Between the fantastic sights and buildings ..... and the rather tiring hike up the hill, we'd built up quite an appetite. And when you are in Monaco where better to eat than the Cafe de Paris. Une table pour trois s'il vous plait?

Lovely meal with Andrew opting for a more traditional selection of calves liver and bacon. Fish for Amber and raviolli with ricotta and spinach for me. Some truly great desserts to follow and a bill that would make a dent in your wallet!! Despite being the cafe to be seen and fairly up market it wasn't the least bit stuck up. The waitress that served us was one of the nicest, friendliest people you could ever meet.

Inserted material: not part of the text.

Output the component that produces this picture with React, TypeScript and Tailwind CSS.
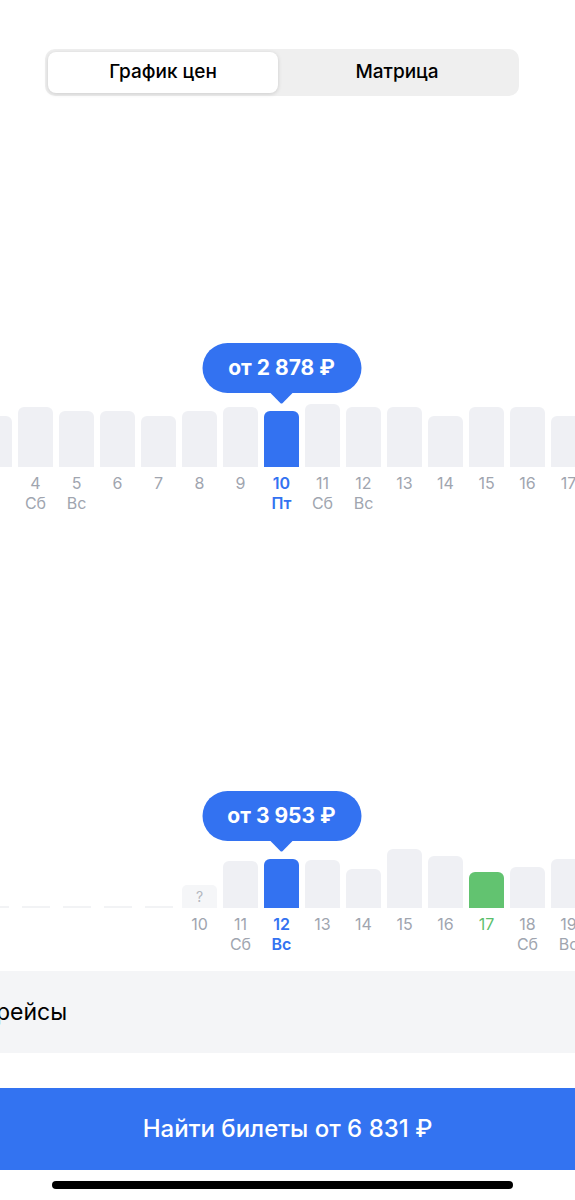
import React from "react";

type Col = {
  day: number;
  h: number; // 0 = empty, -1 = unknown
  wd?: string;
  sel?: boolean;
  green?: boolean;
  price?: string;
};

const chart1: Col[] = [
  { day: 3, h: 51 },
  { day: 4, h: 60, wd: "Сб" },
  { day: 5, h: 56, wd: "Вс" },
  { day: 6, h: 56 },
  { day: 7, h: 51 },
  { day: 8, h: 56 },
  { day: 9, h: 60 },
  { day: 10, h: 56, wd: "Пт", sel: true, price: "от 2 878 ₽" },
  { day: 11, h: 63, wd: "Сб" },
  { day: 12, h: 60, wd: "Вс" },
  { day: 13, h: 60 },
  { day: 14, h: 51 },
  { day: 15, h: 60 },
  { day: 16, h: 60 },
  { day: 17, h: 51 },
];

const chart2: Col[] = [
  { day: 5, h: 0 },
  { day: 6, h: 0 },
  { day: 7, h: 0 },
  { day: 8, h: 0 },
  { day: 9, h: 0 },
  { day: 10, h: -1 },
  { day: 11, h: 47, wd: "Сб" },
  { day: 12, h: 49, wd: "Вс", sel: true, price: "от 3 953 ₽" },
  { day: 13, h: 48 },
  { day: 14, h: 39 },
  { day: 15, h: 59 },
  { day: 16, h: 52 },
  { day: 17, h: 36, green: true },
  { day: 18, h: 41, wd: "Сб" },
  { day: 19, h: 49, wd: "Вс" },
];

const font = { fontFamily: "Inter, 'Noto Sans', sans-serif" };

function Tooltip({ price }: { price: string }) {
  return (
    <div className="absolute bottom-[calc(100%+7px)] left-1/2 -translate-x-1/2 flex flex-col items-center z-10">
      <div className="w-[159px] h-[50px] rounded-full bg-[#3372f1] flex items-center justify-center text-white text-[21px] font-bold whitespace-nowrap">
        {price}
      </div>
      <svg width="24" height="12" viewBox="0 0 24 12" className="-mt-[1px] block">
        <path d="M0 0 L24 0 L13.2 11 Q12 12.2 10.8 11 Z" fill="#3372f1" />
      </svg>
    </div>
  );
}

function Bar({ c }: { c: Col }) {
  if (c.h === 0) {
    return (
      <div className="w-[35px] h-full flex items-end justify-center">
        <div className="w-[28px] h-[2px] bg-[#f2f3f5]" />
      </div>
    );
  }
  if (c.h === -1) {
    return (
      <div className="w-[35px] h-full flex items-end">
        <div className="w-[35px] h-[23px] rounded-t-[5px] bg-[#f5f6f8] flex items-center justify-center text-[14px] text-[#b3b7be]">
          ?
        </div>
      </div>
    );
  }
  const color = c.sel ? "bg-[#3372f1]" : c.green ? "bg-[#62c370]" : "bg-[#eff0f4]";
  return (
    <div className="w-[35px] h-full flex items-end">
      <div className={`relative w-[35px] rounded-t-[6px] ${color}`} style={{ height: c.h }}>
        {c.price && <Tooltip price={c.price} />}
      </div>
    </div>
  );
}

function Chart({ cols, barH }: { cols: Col[]; barH: number }) {
  return (
    <div className="w-full overflow-hidden pt-[80px]">
      <div className="flex gap-[6px] ml-[-23px]">
        {cols.map((c) => {
          const labelColor = c.sel
            ? "text-[#3372f1] font-semibold"
            : c.green
            ? "text-[#5cbf6c]"
            : "text-[#a0a5af]";
          return (
            <div key={c.day} className="flex flex-col items-center w-[35px] shrink-0">
              <div className="w-[35px]" style={{ height: barH }}>
                <Bar c={c} />
              </div>
              <div className={`mt-[6px] flex flex-col items-center text-[16px] leading-[20px] ${labelColor}`}>
                <span className="h-[20px]">{c.h === 0 ? "" : c.day}</span>
                <span className="h-[20px]">{c.wd ?? ""}</span>
              </div>
            </div>
          );
        })}
      </div>
    </div>
  );
}

export default function App() {
  return (
    <div className="w-[575px] h-[1200px] bg-white overflow-hidden flex flex-col" style={font}>
      <div className="mt-[49px] ml-[45px] w-[474px] h-[47px] rounded-[10px] bg-[#efefef] p-[3px] flex">
        <div className="w-[230px] h-full rounded-[8px] bg-white shadow-[0_1px_4px_rgba(0,0,0,0.15)] flex items-center justify-center text-[19px] font-medium text-black">
          График цен
        </div>
        <div className="flex-1 flex items-center justify-center text-[19px] font-medium text-black">
          Матрица
        </div>
      </div>

      <div className="mt-[228px]">
        <Chart cols={chart1} barH={63} />
      </div>

      <div className="mt-[256px]">
        <Chart cols={chart2} barH={59} />
      </div>

      <div className="mt-[17px] h-[82px] bg-[#f4f5f7] flex items-center overflow-hidden">
        <span className="ml-[-4px] text-[23px] text-black">рейсы</span>
      </div>

      <div className="mt-[35px] h-[82px] bg-[#3373f1] flex items-center justify-center text-white text-[24px] font-medium">
        Найти билеты от 6 831 ₽
      </div>

      <div className="mt-[11px] ml-[52px] w-[461px] h-[8px] rounded-full bg-black" />
    </div>
  );
}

Back on our feet and back down the hill we went, with some elegant window shopping on the way.

and more views of the main marina/harbour.

Andrew spotted this rather charming little apartment with a circular balcony. Thought it might do as a little des res for me!!! You can just see it on the left of the picture, about half way up.

Monte Carlo of course is famous for its racing too. That following weekend, the marina was due to be transformed into a racing track for the major Monte Carlo Go Karting race. Amber was really taken by it and if she had her way she'd have been on the starting line in one of those little karts. Judging by the noise though I suspect those innocent looking little karts could fairly travel at some speed!!!

A closer picture of the Palais du Prince. I must confess it's not as grand as I thought it would be. Personally I'd rather have made my palace in the Casino!!!!

I couldn't resist a spot of shopping and we stumbled across my favourite......... a great designer kitchen shop!!! Came out with a lovely tall Alessi Pepper Mill. Note another scuplture outside the shop!!!

and another scuplture handing from a lampost!!!

Sadly we had to wave good bye to Monaco and head back to the apartment. We swung by another wealthy hilltop village called Eze. Although it was getting dark you can imagine just how wonderful the views would have been.

Another full and exhausting day - our beds were a welcome sight!!!